Elsafi (2014) proposed an ANN model for flow forecasting at Dongola station on the Nile River, Sudan. The model was constructed using observed flowrate data obtained at upstream hydrological stations to simulate the flowrate at Dongola station. The results indicate that the ANN model is highly reliable for detecting flood disasters in the Nile River basin. Another ANN model was used to predict the flowrate in the Tomebamba River, Ecuador by Veintimilla-Reyes et al. (2016). The input data of the model were rainfall and discharge data measured at the hydrological stations along the river. They concluded that this model produces highly reliable predictive results when forecasting the three-day flowrate, and this result can be used to avoid disaster flooding in Cuenca City, downstream of the river basin. Sung et al. (2017) developed an ANN model based on hourly water level data obtained upstream to predict the water level in the Anyangcheon River basin one to three hours ahead. The study demonstrated that the proposed model performed well when predicting one or two hours in advance, however, the three-hour predicted water level was not accurate. Several other studies in the hydrological field have successfully applied a data-driven approach to predict streamflow (Hidayat et al., 2014; Aichouri et al., 2015; Wang et al., 2017) or water levels (Seo et al., 2015).
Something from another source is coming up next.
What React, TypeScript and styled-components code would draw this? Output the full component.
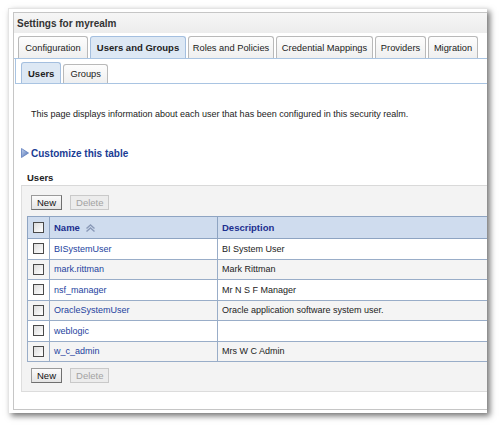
import React from 'react';
import styled, { createGlobalStyle } from 'styled-components';

const GlobalStyle = createGlobalStyle`
  html, body {
    margin: 0;
    padding: 0;
    background: #ffffff;
  }
  body {
    font-family: "Liberation Sans", Arial, sans-serif;
    font-size: 9px;
    color: #222;
  }
`;

const Page = styled.div`
  padding: 8px 0 0 8px;
  height: 429px;
  box-sizing: border-box;
  overflow: hidden;
`;

const Frame = styled.div`
  width: 479px;
  height: 405px;
  box-sizing: border-box;
  background: #fff;
  border-top: 1px solid #e4e4e4;
  border-left: 1px solid #e4e4e4;
  box-shadow: 3px 3px 6px rgba(0, 0, 0, 0.55);
  padding: 3px 0 0 4px;
`;

const Panel = styled.div`
  height: 398px;
  box-sizing: border-box;
  border: 1px solid #c6c6c6;
  border-right: none;
  overflow: hidden;
  display: flex;
  flex-direction: column;
`;

const TitleBar = styled.div`
  height: 20px;
  flex: none;
  display: flex;
  align-items: center;
  padding-left: 3px;
  background: linear-gradient(#f6f6f6, #ececec);
  font-size: 10px;
  font-weight: bold;
  color: #333;
`;

const TabStrip = styled.div`
  display: flex;
  align-items: flex-end;
  gap: 2px;
  padding: 3px 0 0 4px;
  flex: none;
  border-bottom: 1px solid #a9c4e2;
`;

const Tab = styled.div<{ $active?: boolean; $w: number }>`
  width: ${p => p.$w}px;
  height: 22px;
  box-sizing: border-box;
  display: flex;
  align-items: center;
  justify-content: center;
  border: 1px solid ${p => (p.$active ? '#a4bfdf' : '#b9b9b9')};
  border-bottom: none;
  border-radius: 3px 3px 0 0;
  background: ${p => (p.$active ? '#dde8f4' : 'linear-gradient(#fdfdfd, #efefef)')};
  font-size: ${p => (p.$active ? '9.5px' : '9.3px')};
  font-weight: ${p => (p.$active ? 'bold' : 'normal')};
  color: #222;
  white-space: nowrap;
`;

const SubPanel = styled.div`
  margin-left: 1px;
  flex: none;
  display: flex;
  align-items: flex-end;
  gap: 2px;
  padding: 3px 0 0 5px;
  border-left: 1px solid #a9c4e2;
  border-bottom: 1px solid #a9c4e2;
`;

const SubTab = styled.div<{ $active?: boolean }>`
  height: ${p => (p.$active ? '21px' : '19px')};
  box-sizing: border-box;
  display: flex;
  align-items: center;
  padding: 0 6px;
  border: 1px solid ${p => (p.$active ? '#a4bfdf' : '#b9b9b9')};
  border-bottom: none;
  border-radius: 3px 3px 0 0;
  background: ${p => (p.$active ? '#dde8f4' : 'linear-gradient(#fdfdfd, #efefef)')};
  font-size: ${p => (p.$active ? '9.5px' : '9.3px')};
  font-weight: ${p => (p.$active ? 'bold' : 'normal')};
  color: #222;
`;

const Body = styled.div`
  padding-left: 7px;
  display: flex;
  flex-direction: column;
`;

const Intro = styled.p`
  margin: 24px 0 0 10px;
  line-height: 12px;
  white-space: nowrap;
`;

const Customize = styled.div`
  margin-top: 27px;
  display: flex;
  align-items: center;
  gap: 2px;
  height: 12px;
  font-size: 10px;
  font-weight: bold;
  color: #1a3c94;
`;

const SectionTitle = styled.div`
  margin: 13px 0 0 6px;
  height: 12px;
  line-height: 12px;
  font-size: 9.5px;
  font-weight: bold;
  color: #222;
`;

const TableBox = styled.div`
  margin-top: 1px;
  background: #f3f3f3;
  border-top: 1px solid #d9d9d9;
  border-left: 1px solid #dedede;
  border-bottom: 1px solid #dcdcdc;
  padding: 9px 0 8px 0;
  width: 560px;
`;

const ButtonRow = styled.div`
  display: flex;
  gap: 8px;
  padding-left: 9px;
`;

const Button = styled.div<{ $disabled?: boolean }>`
  height: 15px;
  box-sizing: border-box;
  display: flex;
  align-items: center;
  justify-content: center;
  padding: 0 5px;
  font-size: 9.5px;
  color: ${p => (p.$disabled ? '#a2a2a2' : '#111')};
  border: 1px solid ${p => (p.$disabled ? '#c9c9c9' : '#9a9a9a')};
  border-right-color: ${p => (p.$disabled ? '#c9c9c9' : '#6f6f6f')};
  border-bottom-color: ${p => (p.$disabled ? '#c9c9c9' : '#6f6f6f')};
  background: ${p => (p.$disabled ? '#ececec' : 'linear-gradient(#fbfbfb, #e4e4e4)')};
`;

const Table = styled.table`
  margin: 6px 0 6px 5px;
  border-collapse: collapse;
  width: 530px;
  table-layout: fixed;
  border: 1px solid #8ea4c2;
`;

const Col = styled.col<{ $w?: number }>`
  width: ${p => (p.$w ? `${p.$w}px` : 'auto')};
`;

const Th = styled.th<{ $narrow?: boolean }>`
  height: 21px;
  padding: ${p => (p.$narrow ? '0' : '0 4px')};
  text-align: left;
  background: #cfdcee;
  border: 1px solid #8ea4c2;
  font-size: 9.5px;
  font-weight: bold;
  color: #1c2f8e;
  white-space: nowrap;
`;

const Row = styled.tr`
  background: #ffffff;
  &:nth-child(even) {
    background: #f4f4f4;
  }
`;

const Td = styled.td<{ $narrow?: boolean }>`
  height: 19.5px;
  padding: ${p => (p.$narrow ? '0' : '0 4px')};
  border: 1px solid #99adc8;
  white-space: nowrap;
  font-size: 9px;
  color: #222;
`;

const CheckCell = styled.div`
  display: flex;
  justify-content: center;
`;

const Check = styled.span`
  display: block;
  width: 11px;
  height: 11px;
  box-sizing: border-box;
  border: 1px solid #4a4a4a;
  background: linear-gradient(135deg, #dcdcdc, #ffffff);
`;

const UserLink = styled.span`
  color: #1d3f9e;
`;

const HeadLabel = styled.span`
  display: inline-flex;
  align-items: center;
  gap: 5px;
`;

const users = [
  { name: 'BISystemUser', desc: 'BI System User' },
  { name: 'mark.rittman', desc: 'Mark Rittman' },
  { name: 'nsf_manager', desc: 'Mr N S F Manager' },
  { name: 'OracleSystemUser', desc: 'Oracle application software system user.' },
  { name: 'weblogic', desc: '' },
  { name: 'w_c_admin', desc: 'Mrs W C Admin' },
];

const tabs = [
  { label: 'Configuration', w: 70 },
  { label: 'Users and Groups', w: 96 },
  { label: 'Roles and Policies', w: 86 },
  { label: 'Credential Mappings', w: 97 },
  { label: 'Providers', w: 51 },
  { label: 'Migration', w: 50 },
];

const Triangle = () => (
  <svg width="8" height="10" viewBox="0 0 8 10">
    <defs>
      <linearGradient id="tri" x1="0" y1="0" x2="1" y2="1">
        <stop offset="0" stopColor="#c4d4ee" />
        <stop offset="1" stopColor="#4e6fb4" />
      </linearGradient>
    </defs>
    <polygon points="0.5,0.5 7.5,5 0.5,9.5" fill="url(#tri)" stroke="#5d7cbc" strokeWidth="0.8" />
  </svg>
);

const SortIcon = () => (
  <svg width="11" height="8" viewBox="0 0 11 8">
    <polyline points="1.5,4.5 5.5,1 9.5,4.5" fill="none" stroke="#8a9ab8" strokeWidth="1.4" />
    <polyline points="1.5,7.5 5.5,4 9.5,7.5" fill="none" stroke="#8a9ab8" strokeWidth="1.4" />
  </svg>
);

const Buttons = () => (
  <ButtonRow>
    <Button>New</Button>
    <Button $disabled>Delete</Button>
  </ButtonRow>
);

export default function App() {
  return (
    <Page>
      <GlobalStyle />
      <Frame>
        <Panel>
          <TitleBar>Settings for myrealm</TitleBar>
          <TabStrip>
            {tabs.map(t => (
              <Tab key={t.label} $w={t.w} $active={t.label === 'Users and Groups'}>{t.label}</Tab>
            ))}
          </TabStrip>
          <SubPanel>
            <SubTab $active>Users</SubTab>
            <SubTab>Groups</SubTab>
          </SubPanel>
          <Body>
            <Intro>This page displays information about each user that has been configured in this security realm.</Intro>
            <Customize>
              <Triangle />
              Customize this table
            </Customize>
            <SectionTitle>Users</SectionTitle>
            <TableBox>
              <Buttons />
              <Table>
                <colgroup>
                  <Col $w={22} />
                  <Col $w={168} />
                  <Col />
                </colgroup>
                <thead>
                  <tr>
                    <Th $narrow><CheckCell><Check /></CheckCell></Th>
                    <Th>
                      <HeadLabel>Name <SortIcon /></HeadLabel>
                    </Th>
                    <Th>Description</Th>
                  </tr>
                </thead>
                <tbody>
                  {users.map(u => (
                    <Row key={u.name}>
                      <Td $narrow><CheckCell><Check /></CheckCell></Td>
                      <Td><UserLink>{u.name}</UserLink></Td>
                      <Td>{u.desc}</Td>
                    </Row>
                  ))}
                </tbody>
              </Table>
              <Buttons />
            </TableBox>
          </Body>
        </Panel>
      </Frame>
    </Page>
  );
}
Studies on streamflow forecasting in Vietnam with a data-driven approach are limited, and are only available for some river basins. Some of the studies following method are listed below. Truong and Nguyen (2016) predicted the incoming flow of the Hoa Binh reservoir at Ta Bu station using a deep learning model, which is an intense application of the ANN model. The data used in the model were 39 years of dry season observation data from 1964 to 2002, with a measured time step of 10 days. The authors used this data to predict the flowrate 10 days ahead at Ta Bu station. The model generates predictable results with an accuracy of up to 92%, which is higher than that of other methods. Le and Ho (2018) developed a long short-term memory (LSTM) model (an application of the DNN model) to predict the water levels at two gauge stations in Hai Phong city. The Quang Phuc and Cua Cam hydrological stations are located in Hai Phong city where the water level is affected by tidal fluctuations. This model requires hourly precipitation and water level input data to forecast water levels for one to five hours at the two hydrological stations mentioned above. The predicted results of the model indicated good performance; the Nash-Sutcliffe Efficiency (NSE) value reached 92% for both stations when predicting the five-hour water level. In addition, some studies using deep learning model have also been conducted to predict the streamflow characteristics of river basins in Vietnam (Chen et al., 2014; Nguyen, 2015; Nguyen et al., 2015; Le et al., 2018; Le et al., 2019). These studies demonstrate that DNN-based streamflow forecasting models are becoming increasingly prevalent and accurate (LeCun et al., 2015).
In this study, the authors constructed a DNN model for predicting the flowrate of the Red River at Son Tay station, located in the north-western area of Hanoi. The streamflow forecasts at the Son Tay hydrological station plays a vital role in the early flood warning system for downstream areas and predicting flood flows in downstream rivers. This is because Hanoi is located in the downstream area, the economic, cultural, and political center of Vietnam. The LSTM model developed by the authors is a specialized DNN model that resolves problems relating to sequential data. This model only uses the daily average flow data collected at upstream and target-forecasting stations. The output of the model is the expected incoming flowrate at Son Tay station one, two, and three days in advance. The proposed model also does not require terrain or river basin surface-coverage data.
Materials and Methods
Artificial neural network (ANN)
The ANN model is based on the activity of the nervous system and includes a large number of connected neurons for information processing. ANNs can store information and use it to predict unseen data. ANNs typically consist of three components, i.e., input, hidden, and output layers. The relationship between the input and output data is expressed by equation (1) (Govindaraju, 2000a).
(1)
where Y is the result of the forecast and X1, X2, ... , Xn are the input data vectors.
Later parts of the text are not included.